MP 38 and MP 40 Submachine Guns by Alejandro de Quesada

MP 38 and MP 40 Submachine Guns by Alejandro de Quesada

Author:Alejandro de Quesada
Language: eng
Format: epub
Tags: MP 38 and MP 40 Submachine Guns
ISBN: 9781780963907
Publisher: Bloomsbury Publishing


This group of German troops in Yugoslavia includes one man armed with an MP 41. (Cody Images)

Members of the Deutsches Afrikakorps armed with MP 38s are seen marching to embark on their transports to fight in Libya. Note the various manners in which the SMGs were carried. (AdeQ Historical Archives)

What is especially revealing is the changing nature of MP 40 distribution amongst the squad as the war went on. The German invasion of the Soviet Union in 1941 forced the Germans to confront the threat of an army heavily armed with SMGs, particularly once distribution of the PPSh-41 and PPS-43 became very widespread from 1942 and 1943. German forces were stunned at the massive volumes of firepower the Soviets could generate during infantry engagements, not least because the ubiquitous PPSh-41 had a 900rds/min rate of fire. This experience informed a significant change in German divisional organization in October 1943, which had an impact on the squad composition. The ten-man squad was reduced to nine men, but the weapons carried by the squad were six rifles, two SMGs, a machine gun and a pistol. Here we note that despite the drop of one man from the squad, the firepower of the unit has significantly increased with the addition of another SMG. The change also reflects the fact that many of the engagements the Germans were fighting were at close ranges, fought in the cities of Ukraine and Russia, or the mountainous terrain of Italy and the Balkans.

In late 1944 and 1945, the movement towards automatic weapons at the squad level intensified further.
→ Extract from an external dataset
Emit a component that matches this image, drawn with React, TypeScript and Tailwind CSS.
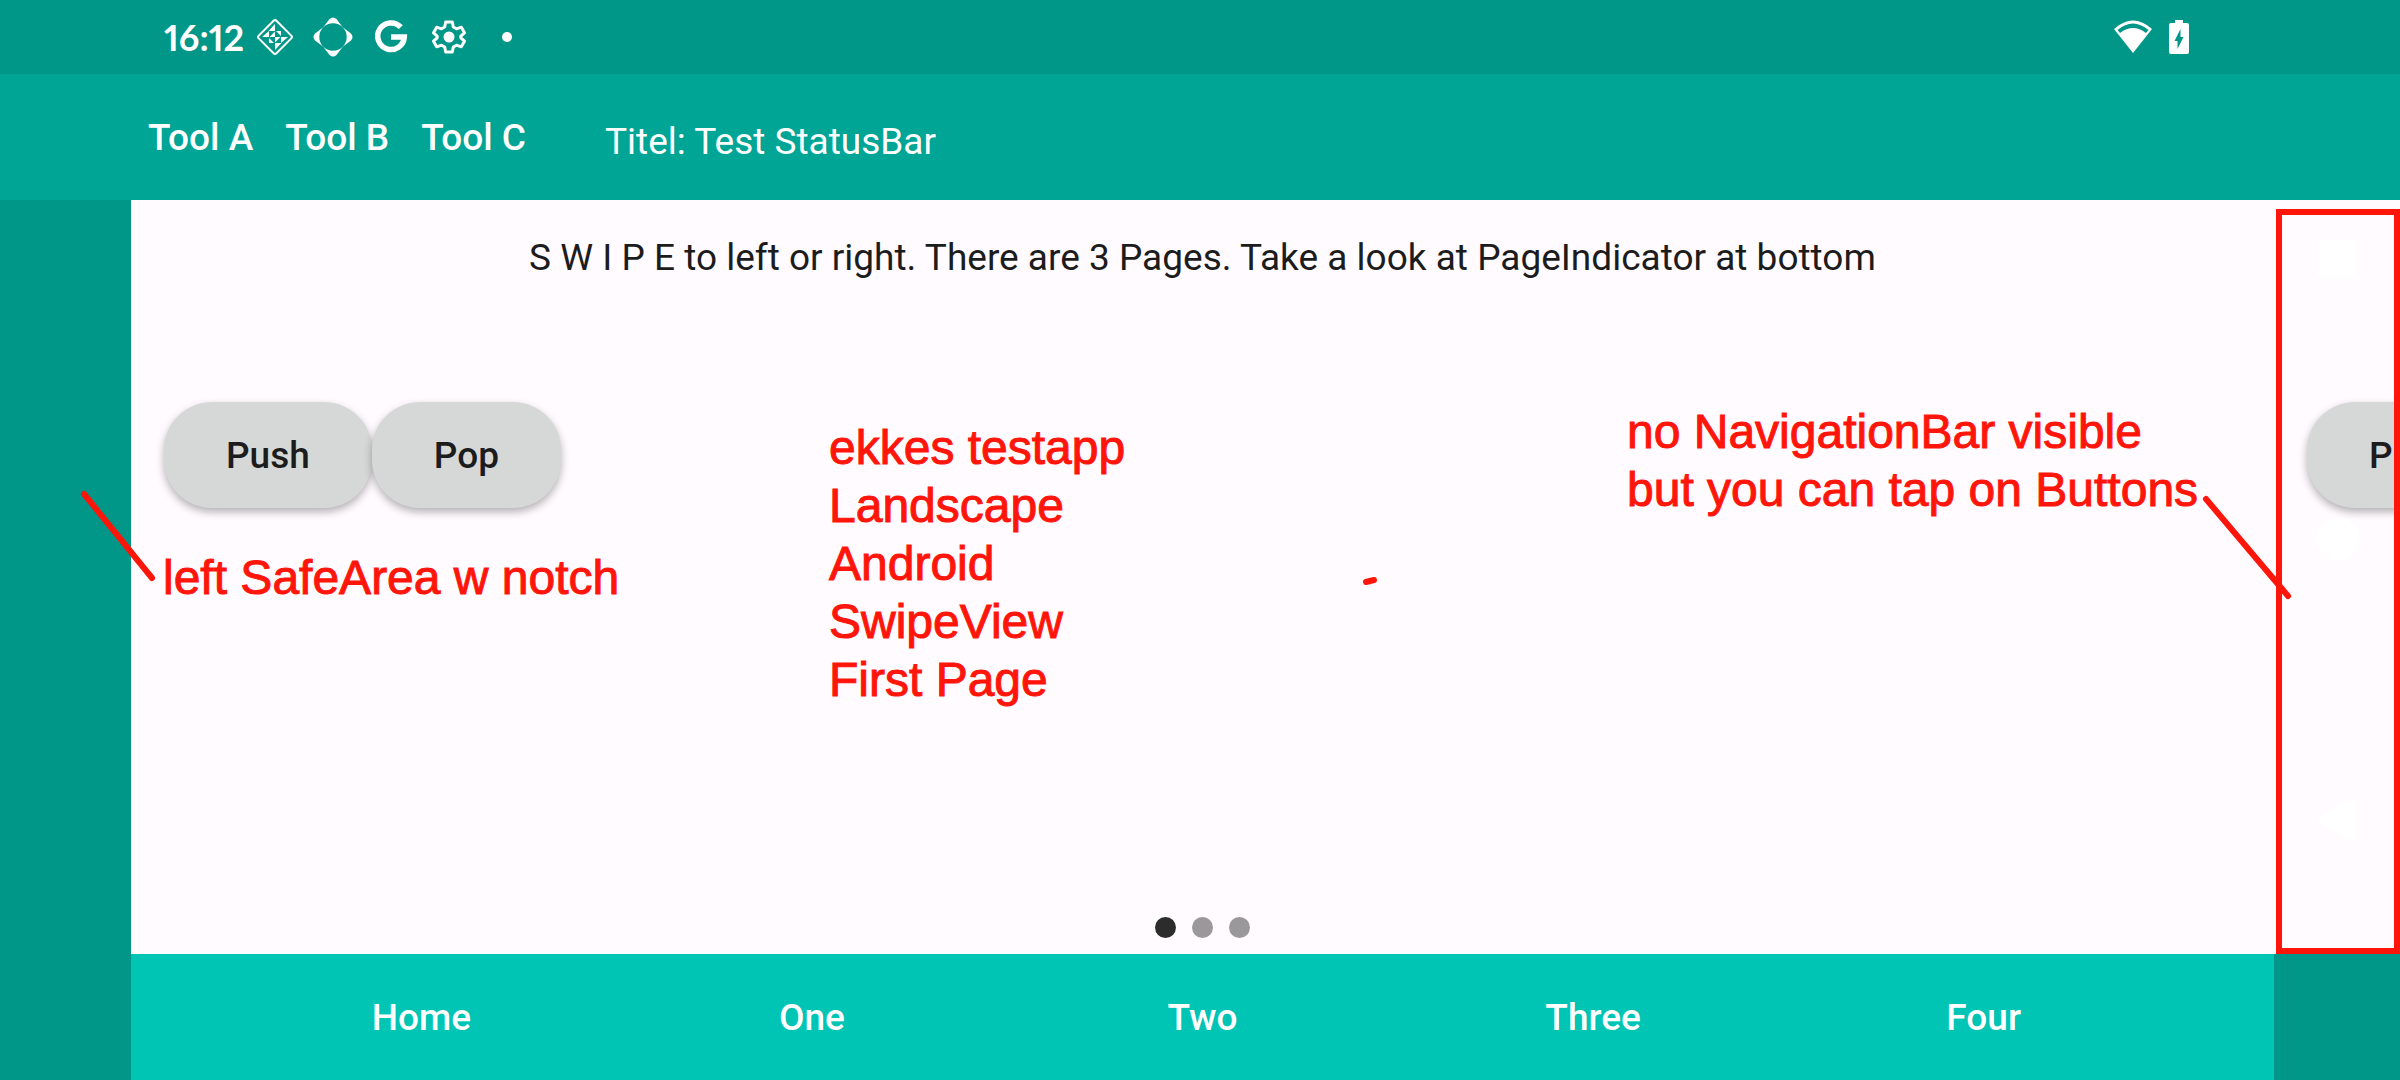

One advantage of SMGs is that they take less time to train someone in their effective use when compared to a bolt-action rifle. (A precision rifle shot takes sophisticated control of breathing and body mechanics, whereas an SMG requires less sophisticated handling.) Germany was starting to scrape the bottom of the manpower barrel by this time, so any weapon that could reduce training times was welcomed. Furthermore, the battles were pushing through the major cities of Western and Eastern Europe, and the SMG was king in the close-range urban duel. The urgencies of the late-war period produced a further change in squad organization, as historian Stephen Bull here describes:

The Volksgrenadier divisions of late 1944 were effectively ordinary infantry divisions following rebuilding and re-organization. In these, although there were still nine men to a squad, these were either ‘rifle’ or sub-machine gun squads. In the rifle squads the armament stayed the same as previously, while SMG squads were supposed to be armed entirely with that weapon. The exception to the rule was to be the one squad within each ‘SMG’ platoon which carried three rifles and five SMGs in addition to the LMG and pistol; presumably the idea was to give the SMG units some longer-range firepower, but shortage of automatic weapons may also have played a part. (Bull 2004: 24)

The shift towards SMG firepower here described by Bull reflects substantially the Soviet practice of arming entire units purely with SMGs.